Set to music by Chopin, The Concert uses several archetypical characters (Chatty Girl, Shy Boy, etc.) in repeatedly humorous situations. It also uses an onstage pianist who has more than just playing to do. Shields-Collins “Buddy” Bray, principal keyboardist for the Fort Worth Symphony Orchestra, takes that role.
TBT principal dancer Carl Coomer, who plays The Husband, and played another role in the piece when he danced it for Stevenson at the Houston Ballet, welcomes the challenge.

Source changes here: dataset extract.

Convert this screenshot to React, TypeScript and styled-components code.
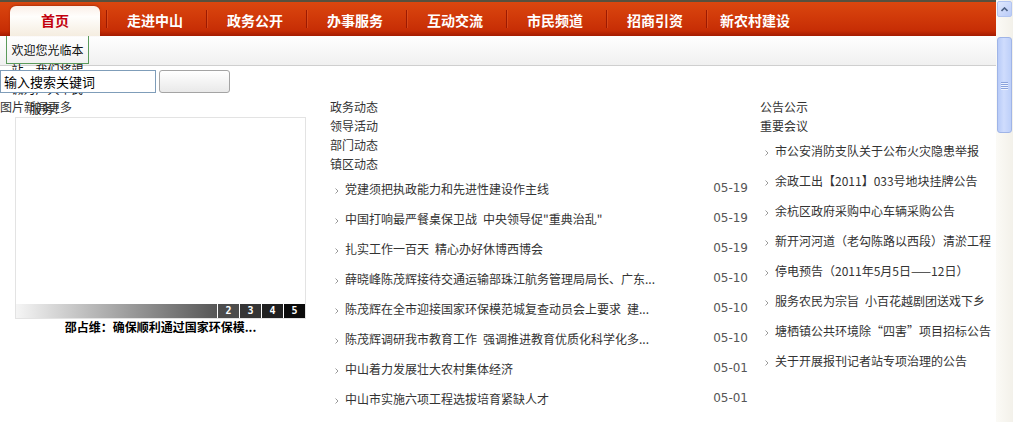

“It’s not challenging with the acting performance, because with Ben’s company we are very good actors,” Coomer says. “What people have been challenged with more is the very specific timing it has. There’s not as much freedom in it, as far as gestures and so forth, and if one person is slightly off, it doesn’t work. It’s not technically demanding, but we’re all puffy [out of breath] by the end.”
The Classic Combination program also features another work that premiered at the New York City Ballet in 1956, Balanchine’s Allegro Brillante, set to Tchaikovsky music. The other work is the company premiere of Harald Lander’s Etudes, which debuted at the Royal Danish Ballet in 1948.
Lander’s work, set to music by Carl Czerny, is about a ballet company, beginning with dancers at the barre and ending with their “performance.”
“It starts out with what we call the black barre,” says Johnny Eliasen, who’s serving as repetiteur for the work, making his TBT debut. He has set the work for London Festival Ballet, the Norwegian National Ballet and many other companies since the late 1980s. “Before that they have done stretches and they are warming up, and we progress from there into big jumps at the end, how the ballet itself progresses.”
“It’s a fantastic ballet for dancers to do,” he adds. “It’s a ‘naked’ piece, and there’s no hiding behind big costumes and sets and mime and all that.”
Classic Combination adds a mixed-rep program to the TBT season, which typically just has one in the lineup. This allows the dancers to learn more works from other choreographers, including new works and choreographic styles.
“No one really wants to be thought of as just one type of dancer; we want to be able to stretch ourselves,” says Judson. “When you think about it, we’ve been dancing for all our lives, so learning something new is important.”